Faster Return to Urinary Continence
We address the incontinence that may result from surgery by carefully reconstructing the support anatomy. We refer to this approach as the Total Reconstruction Technique and the outcomes we have achieved are impressive. 97 percent of these patients are continent after surgery. Most of our patients who are continent before surgery are continent within 18 months post-surgery.
- 88% men not using any pads within 6 weeks
- 90% men not using any pads within 12 weeks
- 95% men not using any pads within a year duration
In addition, with the ART™ technique, patients have been able to benefit from faster convalescence, shorter hospital stays, smaller incisions with less scarring, significantly less blood loss during surgery, and less pain following surgery. The majority of our patients are discharged and return home within 24 hours.
Erectile Function Recovery
The aim of ART™ is to preserve every nerve fiber responsible for the delicate balance between erection, orgasm, and bladder function.
The benefits of the ART™ technique for sexual function are significant. ART™ allows for stronger erections and orgasms, a reduction in penile shrinkage, and a reduction in the risk of climacturia (involuntary release of urine at the moment of orgasm).
Our unique ART™ technique, designed by Dr. Tewari, has proven to result in lower margin rates (less residual cancer) than other robotic techniques being performed by leading robotic surgeons (less than 10% positive margins versus 10% - 30%). Consequently, there is less need for radiation and hormone therapy post-surgery and men have less reason to feel anxious about future increases in their PSA.
Our program is one of the few in the world where pathologists are on stand-by to provide real-time rapid interpretation of the entire prostate margin rather than analysis of small pieces of tissue removed for a frozen tissue biopsy performed after the surgery. This rapid pathology provides an additional element of security that no cancer remains while we are working to preserve the nerves.
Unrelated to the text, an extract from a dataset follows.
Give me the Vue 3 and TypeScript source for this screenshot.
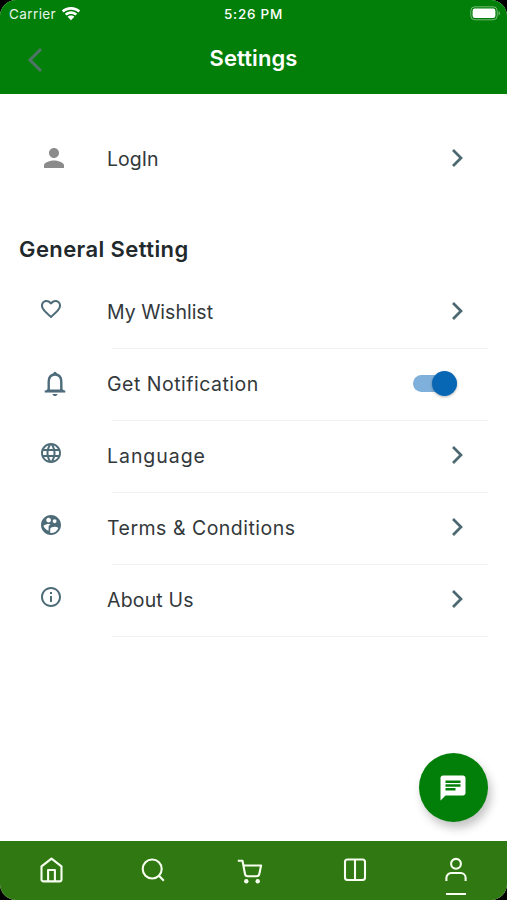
<script setup lang="ts">
import { ref } from 'vue'

type Item = { label: string; icon: string; cls: string }

const items: Item[] = [
  { label: 'My Wishlist', icon: 'heart', cls: 'wishlist' },
  { label: 'Get Notification', icon: 'bell', cls: 'notification' },
  { label: 'Language', icon: 'globe', cls: 'language' },
  { label: 'Terms & Conditions', icon: 'people', cls: 'terms' },
  { label: 'About Us', icon: 'info', cls: 'about' },
]

const paths: Record<string, string> = {
  heart:
    'M16.5 3c-1.74 0-3.41.81-4.5 2.09C10.91 3.81 9.24 3 7.5 3 4.42 3 2 5.42 2 8.5c0 3.78 3.4 6.86 8.55 11.54L12 21.35l1.45-1.32C18.6 15.36 22 12.28 22 8.5 22 5.42 19.58 3 16.5 3zm-4.4 15.55-.1.1-.1-.1C7.14 14.24 4 11.39 4 8.5 4 6.5 5.5 5 7.5 5c1.54 0 3.04.99 3.57 2.36h1.87C13.46 5.99 14.96 5 16.5 5c2 0 3.5 1.5 3.5 3.5 0 2.89-3.14 5.74-7.9 10.05z',
  globe:
    'M11.99 2C6.47 2 2 6.48 2 12s4.47 10 9.99 10C17.52 22 22 17.52 22 12S17.52 2 11.99 2zm6.93 6h-2.95c-.32-1.25-.78-2.45-1.38-3.56 1.84.63 3.37 1.91 4.33 3.56zM12 4.04c.83 1.2 1.48 2.53 1.91 3.96h-3.82c.43-1.43 1.08-2.76 1.91-3.96zM4.26 14C4.1 13.36 4 12.69 4 12s.1-1.36.26-2h3.38c-.08.66-.14 1.32-.14 2s.06 1.34.14 2H4.26zm.82 2h2.95c.32 1.25.78 2.45 1.38 3.56-1.84-.63-3.37-1.9-4.33-3.56zm2.95-8H5.08c.96-1.66 2.49-2.93 4.33-3.56C8.81 5.55 8.35 6.75 8.03 8zM12 19.96c-.83-1.2-1.48-2.53-1.91-3.96h3.82c-.43 1.43-1.08 2.76-1.91 3.96zM14.34 14H9.66c-.09-.66-.16-1.32-.16-2s.07-1.35.16-2h4.68c.09.65.16 1.32.16 2s-.07 1.34-.16 2zm.25 5.56c.6-1.11 1.06-2.31 1.38-3.56h2.95c-.96 1.65-2.49 2.93-4.33 3.56zM16.36 14c.08-.66.14-1.32.14-2s-.06-1.34-.14-2h3.38c.16.64.26 1.31.26 2s-.1 1.36-.26 2h-3.38z',
  people:
    'M12 2C6.48 2 2 6.48 2 12s4.48 10 10 10 10-4.48 10-10S17.52 2 12 2zm3.61 4.34c1.07 0 1.93.86 1.93 1.93 0 1.07-.86 1.93-1.93 1.93-1.07 0-1.93-.86-1.93-1.93-.01-1.07.86-1.93 1.93-1.93zm-6-1.58c1.3 0 2.36 1.06 2.36 2.36 0 1.3-1.06 2.36-2.36 2.36s-2.36-1.06-2.36-2.36c0-1.31 1.05-2.36 2.36-2.36zm0 9.13v3.75c-2.4-.75-4.3-2.6-5.14-4.96 1.05-1.12 3.67-1.69 5.14-1.69.53 0 1.2.08 1.9.22-1.64.87-1.9 2.02-1.9 2.68zM12 20c-.27 0-.53-.01-.79-.04v-4.07c0-1.42 2.94-2.13 4.4-2.13 1.07 0 2.92.39 3.84 1.15C18.28 17.88 15.39 20 12 20z',
  info:
    'M11 7h2v2h-2zm0 4h2v6h-2zm1-9C6.48 2 2 6.48 2 12s4.48 10 10 10 10-4.48 10-10S17.52 2 12 2zm0 18c-4.41 0-8-3.59-8-8s3.59-8 8-8 8 3.59 8 8-3.59 8-8 8z',
}

const notify = ref(true)
</script>

<template>
  <div class="device">
    <div class="screen">
      <header class="top">
        <div class="status">
          <div class="carrier">
            <span>Carrier</span>
            <svg width="20" height="14" viewBox="0 0 20 14" fill="#fff">
              <path d="M10 0C6.300 0 3 1.400.8 3.600l1.900 1.900C4.600 3.700 7.200 2.700 10 2.700s5.400 1 7.300 2.800l1.900-1.900C17 1.400 13.700 0 10 0z" />
              <path d="M10 4.300c-2.400 0-4.600.9-6.200 2.400l1.800 1.800C6.800 7.500 8.300 6.900 10 6.900s3.200.6 4.400 1.600l1.800-1.800C14.600 5.200 12.400 4.300 10 4.300z" />
              <path d="M10 8.500c-1.300 0-2.500.5-3.400 1.200L10 13.200l3.400-3.500C12.500 9 11.300 8.500 10 8.500z" />
            </svg>
          </div>
          <span class="clock">5:26 PM</span>
          <svg class="battery" width="32" height="15" viewBox="0 0 32 15">
            <rect x=".8" y=".8" width="26.400" height="13" rx="4" fill="none" stroke="#fff" stroke-opacity=".45" />
            <rect x="2.600" y="2.600" width="22.800" height="9.400" rx="2.300" fill="#fff" />
            <path d="M28.600 5v4.600c1.800-.8 1.800-3.800 0-4.600z" fill="#fff" fill-opacity=".5" />
          </svg>
        </div>
        <div class="titlebar">
          <svg class="back" width="16" height="26" viewBox="0 0 16 26">
            <path d="M14 2 3 13l11 11" fill="none" stroke="#4f7468" stroke-width="3" />
          </svg>
          <h1>Settings</h1>
        </div>
      </header>

      <main class="content">
        <div class="row login">
          <svg class="person" width="30" height="30" viewBox="0 0 24 24" fill="#8b8b8b">
            <path d="M12 12c2.210 0 4-1.790 4-4s-1.790-4-4-4-4 1.790-4 4 1.790 4 4 4zm0 2c-2.670 0-8 1.340-8 4v2h16v-2c0-2.660-5.330-4-8-4z" />
          </svg>
          <span class="label signin">LogIn</span>
          <svg class="chevron" width="14" height="20" viewBox="0 0 14 20"><path d="m2 2 8 8-8 8" /></svg>
        </div>

        <h2>General Setting</h2>

        <div class="list">
          <div v-for="item in items" :key="item.icon" class="row">
            <svg v-if="item.icon === 'bell'" class="bell" width="24" height="28" viewBox="0 0 24 28">
              <path d="M2.600 21 5.200 18.600h13.600l2.600 2.400" fill="#4e6c7b" />
              <path d="M5.700 20.800v-9C5.700 7.300 8 4.500 12 4.500s6.300 2.800 6.300 7.300v9z" fill="#fff" stroke="#4e6c7b" stroke-width="2.400" />
              <path d="M1.700 21.500h20.600" stroke="#4e6c7b" stroke-width="2.100" />
              <path d="M10 4.200c0-3.400 4-3.400 4 0zM9.500 24h5c-.4 2.700-4.600 2.700-5 0z" fill="#4e6c7b" />
            </svg>
            <svg v-else class="icon" width="24" height="24" viewBox="0 0 24 24" fill="#4e6c78">
              <path :d="paths[item.icon]" />
            </svg>
            <span class="label" :class="item.cls">{{ item.label }}</span>
            <button
              v-if="item.icon === 'bell'"
              class="switch"
              :class="{ on: notify }"
              role="switch"
              :aria-checked="notify"
              @click="notify = !notify"
            ><i></i></button>
            <svg v-else class="chevron" width="14" height="20" viewBox="0 0 14 20"><path d="m2 2 8 8-8 8" /></svg>
          </div>
        </div>
      </main>

      <button class="fab">
        <svg width="30" height="30" viewBox="0 0 24 24" fill="#fff">
          <path d="M20 2H4c-1.100 0-1.990.9-1.990 2L2 22l4-4h14c1.100 0 2-.9 2-2V4c0-1.100-.9-2-2-2zM6 9h12v2H6V9zm8 5H6v-2h8v2zm4-6H6V6h12v2z" />
        </svg>
      </button>

      <nav class="tabs">
        <a>
          <svg width="26" height="28" viewBox="0 0 26 28">
            <path d="M3.500 10.400 13.500 2.600l10 7.800v13a2 2 0 0 1-2 2h-16a2 2 0 0 1-2-2z" />
            <path d="M10.100 25.400V14h6.800v11.400" />
          </svg>
        </a>
        <a>
          <svg width="26" height="28" viewBox="0 0 26 28">
            <circle cx="13.200" cy="13" r="9.500" /><path d="m20 19.800 4.800 5" />
          </svg>
        </a>
        <a class="cart">
          <svg width="26" height="28" viewBox="0 0 26 28">
            <path d="M.8 4.700h4.700L8 18c.3 1.500 1 2.200 2.500 2.200h9.300c1.500 0 2.200-.7 2.500-2.200l1.800-8.500H6.400" />
            <circle class="wheel" cx="9.300" cy="25.200" r="2.200" /><circle class="wheel" cx="20.700" cy="25.200" r="2.200" />
          </svg>
        </a>
        <a>
          <svg width="26" height="28" viewBox="0 0 26 28">
            <rect x="3" y="3.500" width="20" height="20.500" rx="2.500" /><path d="M13 3.500V24" />
          </svg>
        </a>
        <a class="active">
          <svg width="26" height="28" viewBox="0 0 26 28">
            <circle cx="13" cy="7.800" r="4.900" />
            <path d="M3.400 25v-3.200a4.800 4.800 0 0 1 4.800-4.800h9.600a4.800 4.800 0 0 1 4.800 4.800V25" />
          </svg>
        </a>
      </nav>
    </div>
  </div>
</template>

<style>
body {
  margin: 0;
  background: #000;
}
</style>

<style scoped>
.device {
  width: 507px;
  height: 900px;
  background: #000;
  font-family: Inter, "Open Sans", sans-serif;
}
.screen {
  position: relative;
  display: flex;
  flex-direction: column;
  height: 900px;
  background: #fff;
  border-radius: 16px;
  overflow: hidden;
}
.top {
  height: 93.500px;
  background: #027f08;
  color: #fff;
}
.status {
  display: grid;
  grid-template-columns: 1fr auto 1fr;
  align-items: center;
  height: 27px;
  padding: 0 5px 0 9px;
  font-size: 13.500px;
}
.carrier {
  display: flex;
  align-items: center;
  gap: 5px;
  color: #e9f5e9;
}
.carrier span {
  letter-spacing: 0.400px;
}
.clock {
  font-size: 13.500px;
  font-weight: 500;
  letter-spacing: 0.750px;
  margin-left: -4px;
}
.battery {
  justify-self: end;
}
.titlebar {
  display: grid;
  grid-template-columns: 44px 1fr 44px;
  align-items: center;
  height: 64px;
}
.back {
  margin: 2px 0 0 27px;
}
h1 {
  margin: -3px 0 0;
  text-align: center;
  font-size: 22px;
  line-height: 30px;
  font-weight: 600;
  letter-spacing: 0.100px;
}
.content {
  flex: 1;
  min-height: 0;
}
.row {
  display: grid;
  grid-template-columns: 107px 1fr auto;
  align-items: center;
  height: 72px;
}
.login {
  margin-top: 29.500px;
}
.person {
  margin: -2px 0 0 38.500px;
}
.icon {
  margin: -8px 0 0 39px;
}
.bell {
  margin: -3px 0 0 42.500px;
}
.label {
  margin-top: -1px;
  color: #33383b;
  font-size: 19.500px;
  line-height: 28px;
  white-space: nowrap;
}
.notification {
  letter-spacing: 0.500px;
}
.language {
  letter-spacing: 0.950px;
}
.terms {
  letter-spacing: 0.490px;
}
.about {
  letter-spacing: 0.180px;
}
.chevron {
  margin: -2px 42px 0 0;
}
.list .chevron {
  margin-top: -4px;
}
.chevron path {
  fill: none;
  stroke: #4c6870;
  stroke-width: 2.700;
}
h2 {
  margin: 37px 0 0 19px;
  height: 34px;
  line-height: 34px;
  color: #22292c;
  font-size: 22px;
  font-weight: 600;
  letter-spacing: 0.400px;
}
.list {
  padding-top: 11px;
}
.list .label {
  margin-top: -2px;
}
.list .row {
  box-sizing: border-box;
  background: linear-gradient(#f0f0f0, #f0f0f0) 112px 100% / 376px 1px no-repeat;
}
.switch {
  display: flex;
  align-items: center;
  width: 44px;
  height: 17px;
  margin: -3px 50px 0 0;
  padding: 0;
  border: 0;
  border-radius: 9px;
  background: #b9bfc4;
}
.switch.on {
  justify-content: flex-end;
  background: #7eb0db;
}
.switch i {
  width: 25px;
  height: 25px;
  flex: none;
  border-radius: 50%;
  background: #fff;
  box-shadow: 0 1px 3px rgba(0, 0, 0, 0.3);
}
.switch.on i {
  background: #0867b5;
}
.fab {
  position: absolute;
  right: 19.500px;
  bottom: 78px;
  display: flex;
  align-items: center;
  justify-content: center;
  width: 69px;
  height: 69px;
  padding: 0;
  border: 0;
  border-radius: 50%;
  background: #027f08;
  box-shadow: 3px 6px 10px rgba(0, 0, 0, 0.24);
}
.tabs {
  display: grid;
  grid-template-columns: repeat(5, 101.200px);
  justify-content: center;
  height: 59px;
  background: #307811;
}
.tabs a {
  display: flex;
  flex-direction: column;
  align-items: center;
  padding-top: 15px;
}
.tabs .cart {
  padding-right: 7px;
}
.tabs svg {
  fill: none;
  stroke: #f7fff1;
  stroke-width: 2.100;
  stroke-linejoin: round;
}
.tabs .wheel {
  fill: #f7fff1;
  stroke: none;
}
.active::after {
  content: "";
  width: 20px;
  height: 2.500px;
  margin-top: 8.500px;
  background: #f7fff1;
}
</style>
In order to protect the delicate nerves involved, which do not tolerate heat, traction, or manipulation well, we use a nerve-sparing, completely athermal and “traction free” technique (no use of cautery or heat energy) during robotic prostatectomy—a technique pioneered by Dr. Tewari and his team.
A majority of our patients who have normal sexual function prior to surgery and are candidates for nerve-sparing return to normal sexual function after ART™ surgical treatment.
Our best-case scenario is when patients are young, the cancer is discovered early and is organ-confined, and baseline sexual functions is very high. Dr. Tewari can perform Grade I nerve-sparing that can achieve excellent potency (ability to have intercourse) with or without the use of oral medications.